Delivering customer loyalty and enhancing customer experiences in this way needs to be higher up the board’s agenda as digital platforms can be invaluable in gaining deeper understanding of customer behaviour. The result is the provision of value that is based on customer needs, which in turn will drive revenues for financial organisations.

  1. A clear identity
  • Banks must understand who they are in the new world of digital disruption. This is not about branding, but instead a deeper exercise in knowing which services to continue to provide, which to jettison, and which new spaces to move into.
  • The new challengers are focussing on particular aspects of banking, be it foreign exchange, peer-to-peer lending, current accounts, or mobile payments. The established players must wrestle with these specialists to remain relevant and encourage bank-wide loyalty.
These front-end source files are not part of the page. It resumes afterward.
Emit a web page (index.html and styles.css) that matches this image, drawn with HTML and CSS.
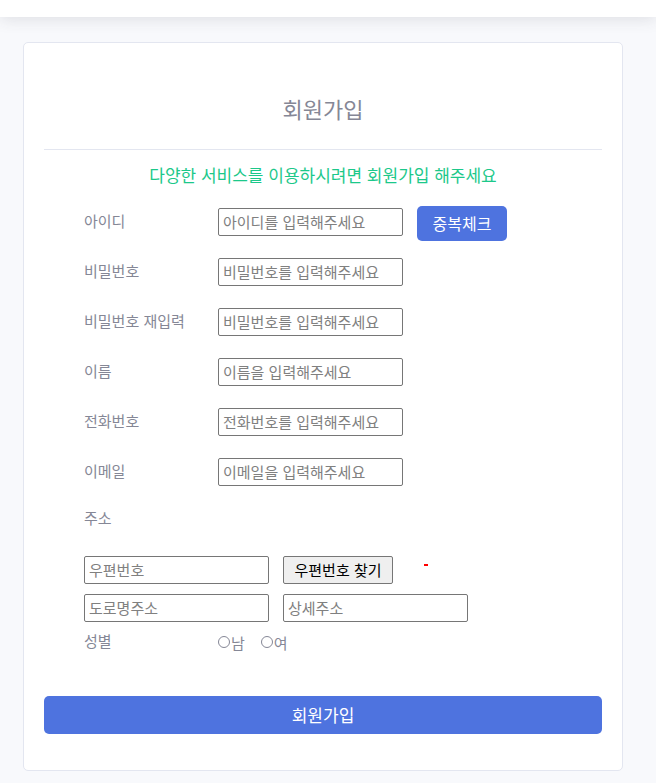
FILE: index.html
```html
<!DOCTYPE html>
<html lang="ko">
<head>
<meta charset="utf-8">
<title>회원가입</title>
<link rel="stylesheet" href="styles.css">
</head>
<body>
<header class="topbar"></header>
<main class="page">
  <section class="card">
    <h1 class="title">회원가입</h1>
    <hr class="divider">
    <p class="notice">다양한 서비스를 이용하시려면 회원가입 해주세요</p>
    <form class="form">
      <div class="row">
        <label class="label">아이디</label>
        <input class="field" type="text" placeholder="아이디를 입력해주세요">
        <button type="button" class="btn-check">중복체크</button>
      </div>
      <div class="row">
        <label class="label">비밀번호</label>
        <input class="field" type="password" placeholder="비밀번호를 입력해주세요">
      </div>
      <div class="row">
        <label class="label">비밀번호 재입력</label>
        <input class="field" type="password" placeholder="비밀번호를 입력해주세요">
      </div>
      <div class="row">
        <label class="label">이름</label>
        <input class="field" type="text" placeholder="이름을 입력해주세요">
      </div>
      <div class="row">
        <label class="label">전화번호</label>
        <input class="field" type="text" placeholder="전화번호를 입력해주세요">
      </div>
      <div class="row">
        <label class="label">이메일</label>
        <input class="field" type="text" placeholder="이메일을 입력해주세요">
      </div>
      <div class="row row-addr-label">
        <label class="label">주소</label>
      </div>
      <div class="addr">
        <div class="addr-line">
          <input class="field" type="text" placeholder="우편번호">
          <button type="button" class="btn-post">우편번호 찾기</button>
          <span class="err"></span>
        </div>
        <div class="addr-line">
          <input class="field" type="text" placeholder="도로명주소">
          <input class="field" type="text" placeholder="상세주소">
        </div>
      </div>
      <div class="row-gender">
        <span class="label">성별</span>
        <label class="radio"><input type="radio" name="g" class="radio-input">남</label>
        <label class="radio"><input type="radio" name="g" class="radio-input">여</label>
      </div>
      <button type="submit" class="btn-submit">회원가입</button>
    </form>
  </section>
</main>
</body>
</html>
```
FILE: styles.css
```css
* { box-sizing: border-box; }
html, body { margin: 0; padding: 0; }
body {
  background: #f8f9fc;
  font-family: "Noto Sans CJK KR", "Noto Sans", sans-serif;
  color: #858796;
  height: 783px;
  overflow: hidden;
}
.topbar {
  height: 17px;
  background: #fff;
  box-shadow: 0 2px 16px 0 rgba(58, 59, 69, 0.14);
  position: relative;
  z-index: 1;
}
.page {
  padding: 25px 33px 0 23px;
}
.card {
  width: 600px;
  background: #fff;
  border: 1px solid #e3e6f0;
  border-radius: 5px;
  padding: 49px 20px 36px;
}
.title {
  margin: 0;
  font-size: 22px;
  font-weight: 400;
  line-height: 32px;
  text-align: center;
  color: #858796;
}
.divider {
  margin: 25px 0 0;
  border: 0;
  border-top: 1px solid #e3e6f0;
}
.notice {
  margin: 13px 0 0;
  font-size: 17px;
  line-height: 24px;
  text-align: center;
  color: #1cc88a;
}
.form {
  margin: 10px 0 0;
  padding: 0 40px;
}
.row {
  height: 50px;
  display: flex;
  align-items: center;
}
.label {
  width: 134px;
  flex: none;
  font-size: 15px;
  line-height: 20px;
  margin-top: -2px;
  color: #858796;
}
.field {
  width: 185px;
  height: 28px;
  border: 1px solid #767676;
  border-radius: 2px;
  padding: 0 4px 2px;
  font-family: inherit;
  font-size: 15px;
  color: #333;
  background: #fff;
}
.field::placeholder { color: #808080; }
.btn-check {
  margin-left: 14px;
  width: 90px;
  height: 35px;
  margin-top: 3px;
  border: 0;
  border-radius: 5px;
  background: #4e73df;
  color: #fff;
  font-family: inherit;
  font-size: 16px;
  padding: 0 0 2px;
}
.row-addr-label { height: 44px; }
.addr {
  margin-top: 15px;
  display: flex;
  flex-direction: column;
  gap: 10px;
}
.addr-line {
  display: flex;
  align-items: center;
  gap: 14px;
}
.btn-post {
  width: 110px;
  height: 28px;
  border: 1px solid #767676;
  border-radius: 2px;
  background: #efefef;
  color: #000;
  font-family: inherit;
  font-size: 15px;
  padding: 0 0 2px;
}
.err {
  width: 4px;
  height: 2px;
  background: #f00;
  margin: 0 0 0 17px;
  align-self: flex-start;
  margin-top: 8px;
}
.row-gender {
  margin-top: 9px;
  height: 22px;
  display: flex;
  align-items: center;
}
.radio {
  display: inline-flex;
  align-items: center;
  font-size: 15px;
  color: #858796;
  margin-right: 16px;
}
.radio-input {
  appearance: none;
  -webkit-appearance: none;
  width: 12px;
  height: 12px;
  margin: 0 1px 0 0;
  border: 1px solid #858796;
  border-radius: 50%;
}
.btn-submit {
  display: block;
  margin: 43px -40px 0;
  width: calc(100% + 80px);
  height: 38px;
  border: 0;
  border-radius: 5px;
  background: #4e73df;
  color: #fff;
  font-family: inherit;
  font-size: 17px;
  padding: 0 0 2px;
}
```
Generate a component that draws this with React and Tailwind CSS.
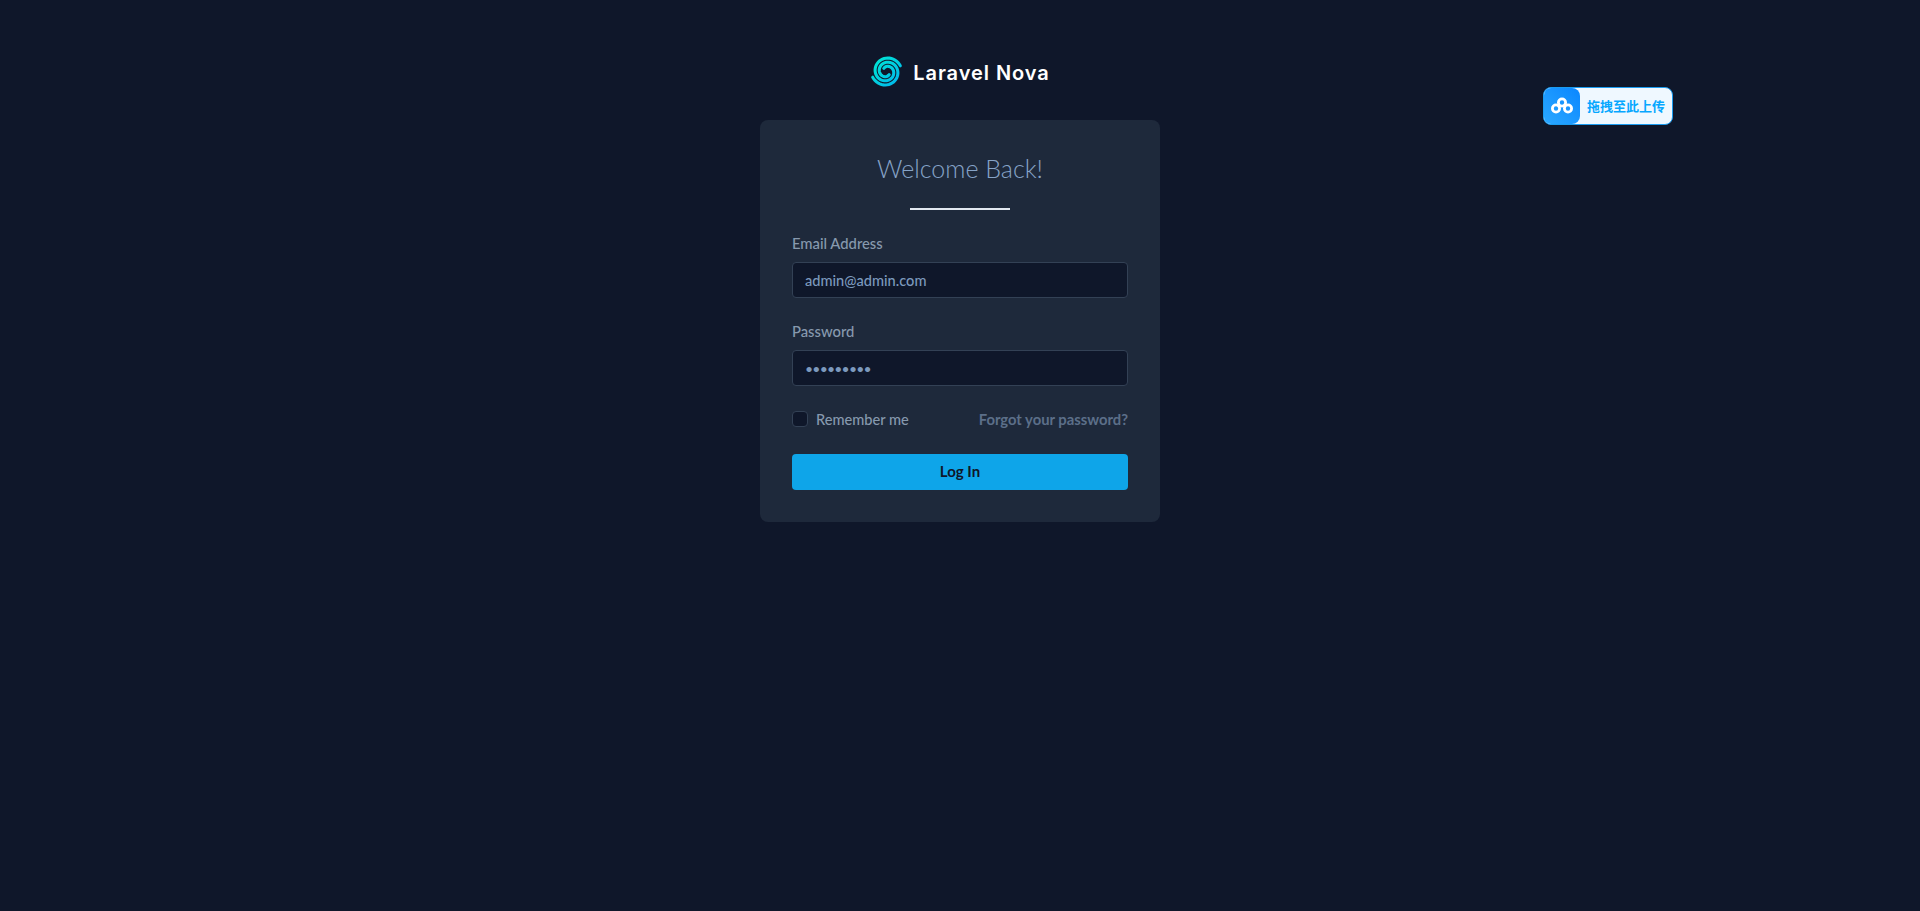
import React from "react";

// two-arm spiral for the Nova mark
function spiralPath(endAngle) {
  const cx = 16;
  const cy = 16;
  let d = "";
  for (let i = 0; i <= 60; i++) {
    const t = i / 60;
    const r = 4 + 10.5 * t;
    const a = endAngle - 2.6 * Math.PI * (1 - t);
    const x = (cx + r * Math.cos(a)).toFixed(2);
    const y = (cy + r * Math.sin(a)).toFixed(2);
    d += `${i === 0 ? "M" : "L"}${x} ${y} `;
  }
  return d;
}

function NovaLogo() {
  return (
    <svg width="33" height="33" viewBox="0 0 32 32" fill="none">
      <defs>
        <linearGradient id="swirl" x1="2" y1="2" x2="30" y2="30" gradientUnits="userSpaceOnUse">
          <stop offset="0" stopColor="#00ead0" />
          <stop offset="1" stopColor="#00b4f0" />
        </linearGradient>
      </defs>
      <path d={spiralPath(-Math.PI / 8)} stroke="url(#swirl)" strokeWidth="3" strokeLinecap="round" />
      <path d={spiralPath((7 * Math.PI) / 8)} stroke="url(#swirl)" strokeWidth="3" strokeLinecap="round" />
    </svg>
  );
}

function DriveIcon() {
  return (
    <svg width="22" height="18" viewBox="0 0 22 18" fill="none" stroke="#fff" strokeWidth="2.8">
      <circle cx="11" cy="5.5" r="3.6" />
      <circle cx="5" cy="11.5" r="3.6" />
      <circle cx="17" cy="11.5" r="3.6" />
    </svg>
  );
}

function UploadBadge() {
  return (
    <div className="absolute left-[1543px] top-[87px] flex h-[38px] w-[130px] overflow-hidden rounded-lg border border-[#1a9cf0] bg-[#eff8ff]">
      <div className="flex w-[36px] items-center justify-center rounded-r-lg bg-gradient-to-tr from-[#2aa8ff] to-[#0a86ff]">
        <DriveIcon />
      </div>
      <span className="ml-[7px] self-center whitespace-nowrap font-['Noto_Sans_CJK_SC',sans-serif] text-[13px] font-bold text-[#06a7ff]">
        拖拽至此上传
      </span>
    </div>
  );
}

export default function App() {
  return (
    <div className="relative min-h-[911px] bg-[#0f172a] pt-[55px] font-['Lato','Open_Sans',sans-serif]">
      <UploadBadge />

      <div className="flex h-[33px] items-center justify-center gap-[10px]">
        <NovaLogo />
        <span className="pt-[2px] font-['Inter',sans-serif] text-[20px] font-semibold tracking-[0.95px] text-white">
          Laravel Nova
        </span>
      </div>

      <form className="mx-auto mt-[32px] h-[402px] w-[400px] rounded-lg bg-[#1e293b] p-8">
        <h2 className="text-center text-[25px] leading-8 font-light text-[#86a3c7]">Welcome Back!</h2>
        <div className="mx-auto mt-[24px] mb-[21px] h-[2px] w-[100px] bg-[#e2e8f0]" />

        <label className="block text-[14.8px] leading-[24px] font-medium text-[#8799ae]">Email Address</label>
        <input
          type="text"
          readOnly
          value="admin@admin.com"
          className="mt-[7px] block h-[36px] w-full rounded border border-[#334155] bg-[#0f172a] px-3 text-[14.6px] font-medium text-[#7c99bd]"
        />

        <label className="mt-[21px] block text-[14.8px] leading-[24px] font-medium text-[#8799ae]">Password</label>
        <input
          type="password"
          readOnly
          value="123456789"
          className="mt-[7px] block h-[36px] w-full rounded border border-[#334155] bg-[#0f172a] px-3 text-[14px] tracking-[-0.8px] text-[#7c99bd]"
        />

        <div className="mt-[21px] flex h-[24px] items-center justify-between">
          <div className="flex items-center gap-2">
            <span className="block h-4 w-4 rounded border border-[#334155] bg-[#0f172a]" />
            <span className="pt-px text-[14.6px] font-medium text-[#8799ae]">Remember me</span>
          </div>
          <a className="text-[14.8px] font-bold text-[#5c6f89]">Forgot your password?</a>
        </div>

        <button
          type="button"
          className="mt-[23px] block h-[36px] w-full rounded bg-[#0ea5e9] pb-[2px] text-[15px] font-bold text-[#0f172a]"
        >
          Log In
        </button>
      </form>
    </div>
  );
}
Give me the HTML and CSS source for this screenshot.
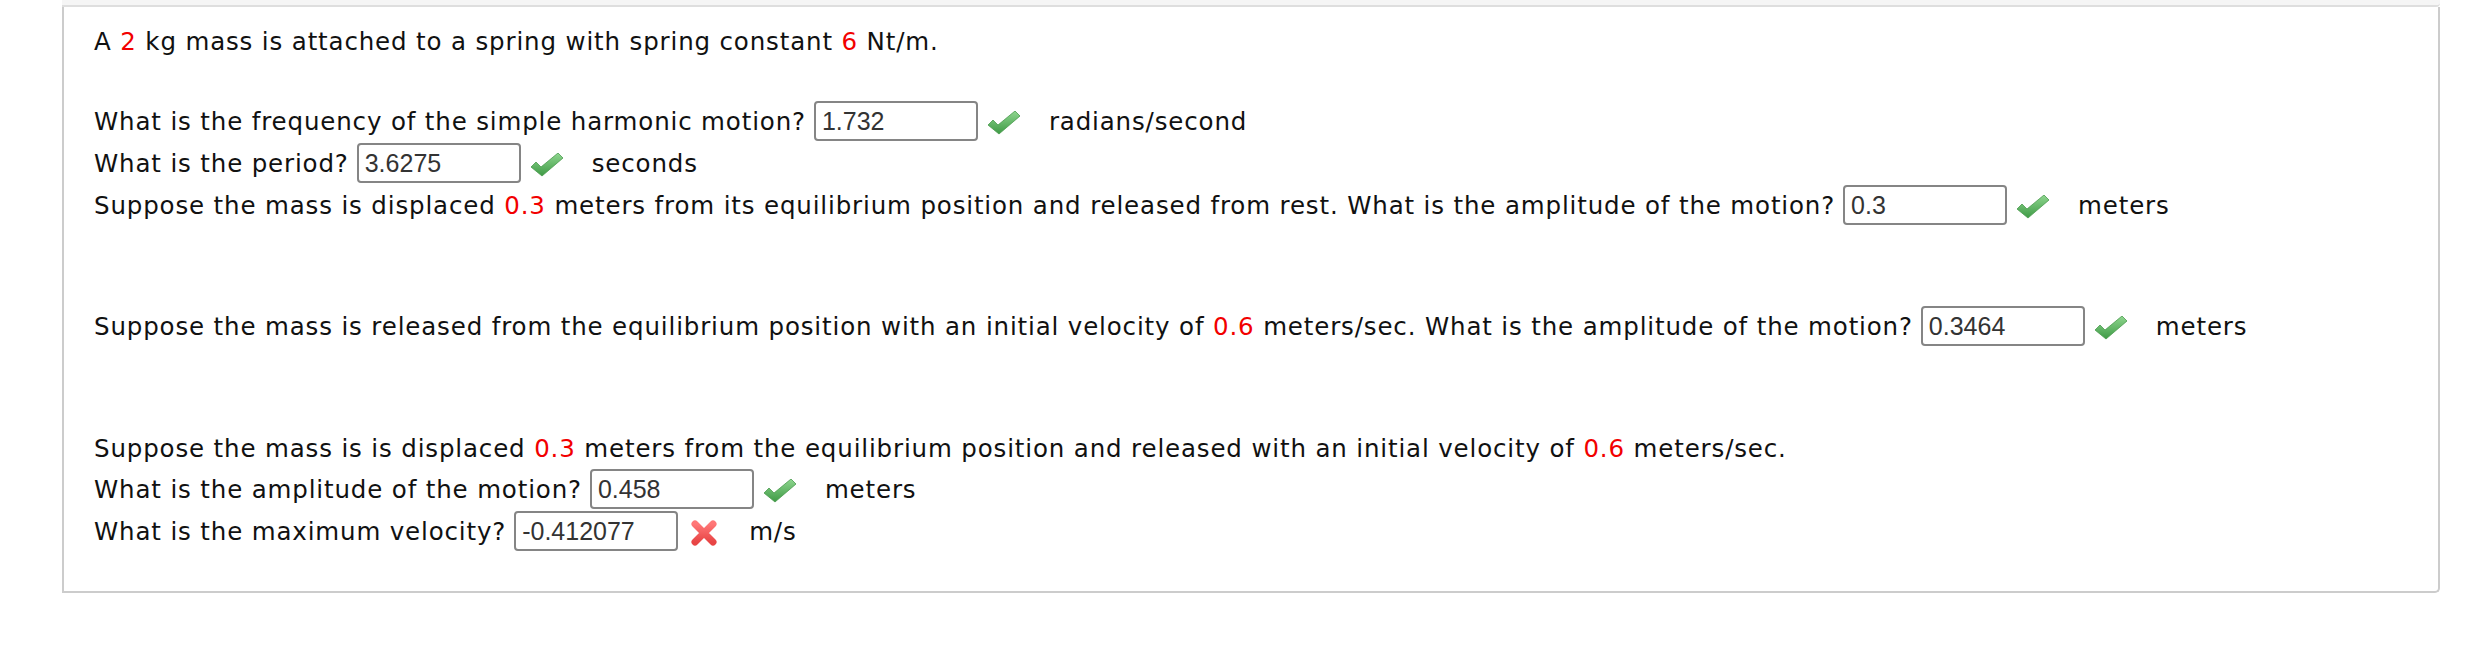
FILE: index.html
```html
<!DOCTYPE html>
<html>
<head>
<meta charset="utf-8">
<link rel="stylesheet" href="styles.css">
</head>
<body>
<div class="page">
  <div class="topbar"></div>
  <div class="card">
    <div class="row intro"><span class="q">A <span class="red">2</span> kg mass is attached to a spring with spring constant <span class="red">6</span> Nt/m.</span></div>

    <div class="row"><span class="q">What is the frequency of the simple harmonic motion?</span><input class="ans" value="1.732" readonly><span class="mark"><svg width="32" height="24" viewBox="0 0 32 24"><defs><linearGradient id="g1" x1="0" y1="0" x2="0" y2="1"><stop offset="0" stop-color="#8fd68f"/><stop offset="1" stop-color="#3e9a45"/></linearGradient></defs><polygon points="0,14 5,9 10,14 27,0 32,5 11,23" fill="url(#g1)" stroke="#4a9a4e" stroke-width="0.8" stroke-linejoin="round"/></svg></span><span class="unit">radians/second</span></div>
    <div class="row"><span class="q">What is the period?</span><input class="ans" value="3.6275" readonly><span class="mark"><svg width="32" height="24" viewBox="0 0 32 24"><polygon points="0,14 5,9 10,14 27,0 32,5 11,23" fill="url(#g1)" stroke="#4a9a4e" stroke-width="0.8" stroke-linejoin="round"/></svg></span><span class="unit">seconds</span></div>
    <div class="row"><span class="q">Suppose the mass is displaced <span class="red">0.3</span> meters from its equilibrium position and released from rest. What is the amplitude of the motion?</span><input class="ans" value="0.3" readonly><span class="mark"><svg width="32" height="24" viewBox="0 0 32 24"><polygon points="0,14 5,9 10,14 27,0 32,5 11,23" fill="url(#g1)" stroke="#4a9a4e" stroke-width="0.8" stroke-linejoin="round"/></svg></span><span class="unit">meters</span></div>

    <div class="row block2"><span class="q">Suppose the mass is released from the equilibrium position with an initial velocity of <span class="red">0.6</span> meters/sec. What is the amplitude of the motion?</span><input class="ans" value="0.3464" readonly><span class="mark"><svg width="32" height="24" viewBox="0 0 32 24"><polygon points="0,14 5,9 10,14 27,0 32,5 11,23" fill="url(#g1)" stroke="#4a9a4e" stroke-width="0.8" stroke-linejoin="round"/></svg></span><span class="unit">meters</span></div>

    <div class="row block3"><span class="q">Suppose the mass is is displaced <span class="red">0.3</span> meters from the equilibrium position and released with an initial velocity of <span class="red">0.6</span> meters/sec.</span></div>
    <div class="row"><span class="q">What is the amplitude of the motion?</span><input class="ans" value="0.458" readonly><span class="mark"><svg width="32" height="24" viewBox="0 0 32 24"><polygon points="0,14 5,9 10,14 27,0 32,5 11,23" fill="url(#g1)" stroke="#4a9a4e" stroke-width="0.8" stroke-linejoin="round"/></svg></span><span class="unit">meters</span></div>
    <div class="row"><span class="q">What is the maximum velocity?</span><input class="ans" value="-0.412077" readonly><span class="mark"><svg width="28" height="28" viewBox="0 0 28 28"><defs><linearGradient id="g2" x1="0" y1="0" x2="0" y2="1"><stop offset="0" stop-color="#f77"/><stop offset="1" stop-color="#e84545"/></linearGradient></defs><path d="M5 5 L23 23 M23 5 L5 23" stroke="url(#g2)" stroke-width="7" stroke-linecap="round"/></svg></span><span class="unit">m/s</span></div>
  </div>
</div>
</body>
</html>
```
FILE: styles.css
```css
html, body {
  margin: 0;
  padding: 0;
  background: #ffffff;
}

.page {
  width: 2378px;
  margin-left: 62px;
}

.topbar {
  height: 5px;
  background: #f5f5f5;
  border-bottom: 2px solid #dedede;
  border-bottom-right-radius: 4px;
}

.card {
  border-left: 2px solid #cccccc;
  border-right: 2px solid #cccccc;
  border-bottom: 2px solid #cccccc;
  border-bottom-right-radius: 5px;
  padding: 13px 0 39px 30px;
  font-family: "DejaVu Sans", Verdana, sans-serif;
  font-size: 24.5px;
  letter-spacing: 0.85px;
  color: #111111;
}

.row {
  display: flex;
  align-items: center;
  height: 42px;
  white-space: nowrap;
}

.intro {
  margin-bottom: 38px;
}

.block2 {
  margin-top: 79px;
}

.block3 {
  margin-top: 82px;
  height: 39px;
}

.red {
  color: #f20000;
}

.ans {
  box-sizing: border-box;
  width: 164px;
  height: 40px;
  margin: 0 0 0 8px;
  padding: 0 6px;
  border: 2px solid #858585;
  border-radius: 4px;
  background: #ffffff;
  font-family: "Liberation Sans", Arial, sans-serif;
  font-size: 25px;
  letter-spacing: 0;
  color: #333333;
  outline: none;
}

.mark {
  display: flex;
  align-items: center;
  justify-content: center;
  width: 32px;
  height: 28px;
  margin-left: 10px;
  margin-top: 3px;
}

.unit {
  margin-left: 29px;
}
```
Resolution: Instead of thinking about customers within traditional demographic boundaries or income-based segmentation, retail banks should be identifying and targeting customers based on behaviour and motivations. For example, Collinson Group research recently identified four groups of people within the top fifteen percent income bracket – the middle class mass affluent consumers. Findings indicate that these groups do contrast in the services that they want from financial brands, for example a large proportion value face-to-face interactions as well as digital services, while others prefer mostly digital experiences. Recognising these differences enables banks to build more engaging relationships with their customers.

Final Thoughts

2016 promises to be a year to watch as the fintech revolution matures, and it will be intriguing to see how the banks start to face-up to these challenges. The year ahead is a chance for financial service organisations to trial new projects, and test new loyalty initiatives to build bank-wide loyalty to retain profitable customers and even attract new ones.